3 Mar 2013

Babying our Children

Frank Furedi put me straight today on Five Live. You can ‘talk about literature’ with your children, but don’t spend long hours reading to them.


Don’t do music practise with them either, or even give them a helping hand with their homework. Or play Scrabble with them, probably. Isn’t this what parents are meant to do? Apparently not. The danger now is because if you follow this way you will render them so helpless that they won’t know how to tie their shoelaces when they get to university. Just don’t hang out with your kids, alright.

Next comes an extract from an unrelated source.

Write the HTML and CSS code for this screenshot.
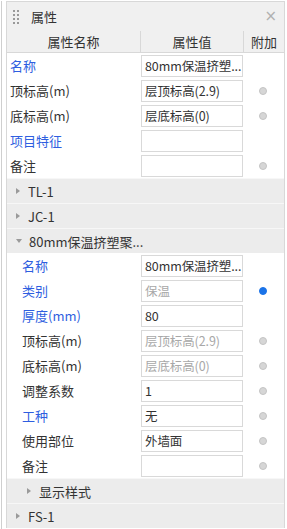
FILE: index.html
```html
<!DOCTYPE html>
<html>
<head>
<meta charset="utf-8">
<link rel="stylesheet" href="styles.css">
</head>
<body>
<div class="outer">
  <div class="panel">
    <div class="titlebar">
      <span class="grip"><i></i><i></i><i></i><i></i><i></i><i></i><i></i><i></i></span>
      <span class="title">属性</span>
      <span class="close">×</span>
    </div>
    <div class="colhead">
      <div class="c1">属性名称</div>
      <div class="c2">属性值</div>
      <div class="c3">附加</div>
    </div>

    <div class="row"><div class="c1 lab blue">名称</div><div class="c2"><div class="inp">80mm保温挤塑...</div></div><div class="c3"></div></div>
    <div class="row"><div class="c1 lab">顶标高(m)</div><div class="c2"><div class="inp">层顶标高(2.9)</div></div><div class="c3"><span class="dot"></span></div></div>
    <div class="row"><div class="c1 lab">底标高(m)</div><div class="c2"><div class="inp">层底标高(0)</div></div><div class="c3"><span class="dot"></span></div></div>
    <div class="row"><div class="c1 lab blue">项目特征</div><div class="c2"><div class="inp"></div></div><div class="c3"></div></div>
    <div class="row"><div class="c1 lab">备注</div><div class="c2"><div class="inp"></div></div><div class="c3"><span class="dot"></span></div></div>

    <div class="group"><span class="tri right"></span>TL-1</div>
    <div class="group"><span class="tri right"></span>JC-1</div>
    <div class="group"><span class="tri down"></span>80mm保温挤塑聚...</div>

    <div class="row sub"><div class="c1 lab blue">名称</div><div class="c2"><div class="inp">80mm保温挤塑...</div></div><div class="c3"></div></div>
    <div class="row sub"><div class="c1 lab blue">类别</div><div class="c2"><div class="inp dis">保温</div></div><div class="c3"><span class="dot on"></span></div></div>
    <div class="row sub"><div class="c1 lab blue">厚度(mm)</div><div class="c2"><div class="inp">80</div></div><div class="c3"></div></div>
    <div class="row sub"><div class="c1 lab">顶标高(m)</div><div class="c2"><div class="inp dis">层顶标高(2.9)</div></div><div class="c3"><span class="dot"></span></div></div>
    <div class="row sub"><div class="c1 lab">底标高(m)</div><div class="c2"><div class="inp dis">层底标高(0)</div></div><div class="c3"><span class="dot"></span></div></div>
    <div class="row sub"><div class="c1 lab">调整系数</div><div class="c2"><div class="inp">1</div></div><div class="c3"><span class="dot"></span></div></div>
    <div class="row sub"><div class="c1 lab blue">工种</div><div class="c2"><div class="inp">无</div></div><div class="c3"><span class="dot"></span></div></div>
    <div class="row sub"><div class="c1 lab">使用部位</div><div class="c2"><div class="inp">外墙面</div></div><div class="c3"><span class="dot"></span></div></div>
    <div class="row sub"><div class="c1 lab">备注</div><div class="c2"><div class="inp"></div></div><div class="c3"><span class="dot"></span></div></div>

    <div class="group subgroup"><span class="tri right"></span>显示样式</div>
    <div class="group"><span class="tri right"></span>FS-1</div>
  </div>
</div>
</body>
</html>
```

FILE: styles.css
```css
* { box-sizing: border-box; }
html, body { margin: 0; padding: 0; background: #fff; }
body {
  font-family: "Noto Sans CJK SC", "Noto Sans", sans-serif;
  font-size: 13px;
  color: #333;
}
.outer {
  margin-left: 1px;
  border-left: 1px solid #cfcfcf;
  padding-left: 4px;
  height: 529px;
}
.panel {
  width: 279px;
  margin-top: 1px;
  border: 1px solid #d8d8d8;
  border-bottom: none;
}
.titlebar {
  height: 29px;
  background: #f0f0f0;
  display: flex;
  align-items: center;
}
.grip {
  display: grid;
  grid-template-columns: 2px 2px;
  column-gap: 2px;
  row-gap: 2px;
  margin-left: 6px;
  margin-right: 12px;
}
.grip i { display: block; width: 2px; height: 2px; background: #9a9a9a; }
.title { line-height: 1; }
.close {
  margin-left: auto;
  margin-right: 7px;
  color: #b0b0b0;
  font-family: "DejaVu Sans", sans-serif;
  font-size: 15px;
  line-height: 1;
}
.colhead {
  display: flex;
  height: 22px;
  background: #f0f0f0;
  border-bottom: 1px solid #d8d8d8;
  line-height: 21px;
}
.colhead > div { text-align: center; }
.colhead .c2, .colhead .c3 { border-left: 1px solid #d8d8d8; }
.c1 { width: 133px; }
.c2 { width: 103px; }
.c3 { width: 41px; display: flex; align-items: center; justify-content: center; }
.row {
  display: flex;
  height: 25px;
  align-items: center;
}
.lab { padding-left: 3px; white-space: nowrap; }
.sub .lab { padding-left: 15px; }
.blue { color: #2e5ee0; }
.inp {
  margin-left: 1px;
  width: 102px;
  height: 22px;
  border: 1px solid #d9d9d9;
  padding-left: 3px;
  line-height: 20px;
  white-space: nowrap;
  overflow: hidden;
  color: #333;
  font-size: 12.5px;
  letter-spacing: -0.1px;
}
.inp.dis { color: #a8a8a8; }
.dot {
  width: 8px; height: 8px;
  border-radius: 50%;
  background: #d6d6d6;
  border: 1px solid #c4c4c4;
  margin-left: -1px;
}
.dot.on { background: #1a73e8; border-color: #1a73e8; }
.group {
  height: 25px;
  background: #ececec;
  border-top: 1px solid #f7f7f7;
  display: flex;
  align-items: center;
  padding-left: 9px;
  color: #333;
}
.subgroup { padding-left: 20px; }
.tri {
  width: 0; height: 0;
  margin-right: 8px;
}
.tri.right {
  border-top: 3px solid transparent;
  border-bottom: 3px solid transparent;
  border-left: 4px solid #9a9a9a;
}
.tri.down {
  border-left: 3px solid transparent;
  border-right: 3px solid transparent;
  border-top: 4px solid #9a9a9a;
  margin-right: 7px;
}
```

In an extraordinarily patronising comment, the Prime Minister’s adviser on these things joined with Furedi suggesting we were ‘babying’ our children to their detriment. And it was all the fault of those terrible things ‘Career Women’, who had given up work and were now siphoning their ‘ambition’ (ooh) via their children who they were forcing to succeed, sending to tutors every living hour of the day, etc etc.

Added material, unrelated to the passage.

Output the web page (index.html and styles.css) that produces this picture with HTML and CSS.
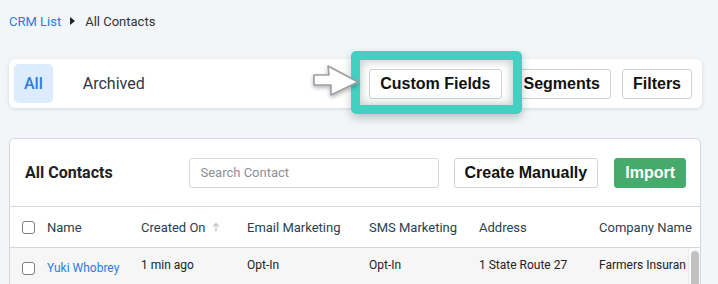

When not hovering over them, we also neglect them (how can this be?), by letting them spend hours on electronic devices where they are downloading porn and/or violence.
Can’t win.

1 comment:

  1. Jacquie Eccles30 June 2013 at 17:49

    Parenting is all about the relationship between parent and child. Accepting the child for who they are ; celebrating their qualities and helping them to manage their emotions. All of this needs time spent together; sometimes just rubbing along not always in an intense way. Playing games and reading for fun and relaxation are lovely ways to build that relationship. Accept and respect the individuality of the child rather than trying to mould them . When we do this we find that we the adults grow and change ourselves. This is how we become Family. Then through a sequence of letting go the child becomes independent and the person they are meant to be. They will have been given enough space to make mistakes and get things wrong without criticism because these are often the best lessons and they will feel safe because of the unconditional love and secure boundaries that they have. Parents mess up too but when a child feels safe and loved then our mistakes can teach them resilience as long as the relationship is promptly restored. Parents trust your instincts and respond sensitively and thoughtfully to the cues and situations as they arise. We are losing confidence in our natural abilities to parent and our lives are so busy that we lack time to spend just “being” together as a relationship develops. We lack time to reflect on that relationship and to anticipate what our children’s developing needs are. So the experts make us feel guilty with their blueprints for parenting as if children, parents and families weren’t individual and unique. Research based evidence is an important guide but the way that this knowledge is shared with parents often undermines confidence, creates guilt and causes more harm than good.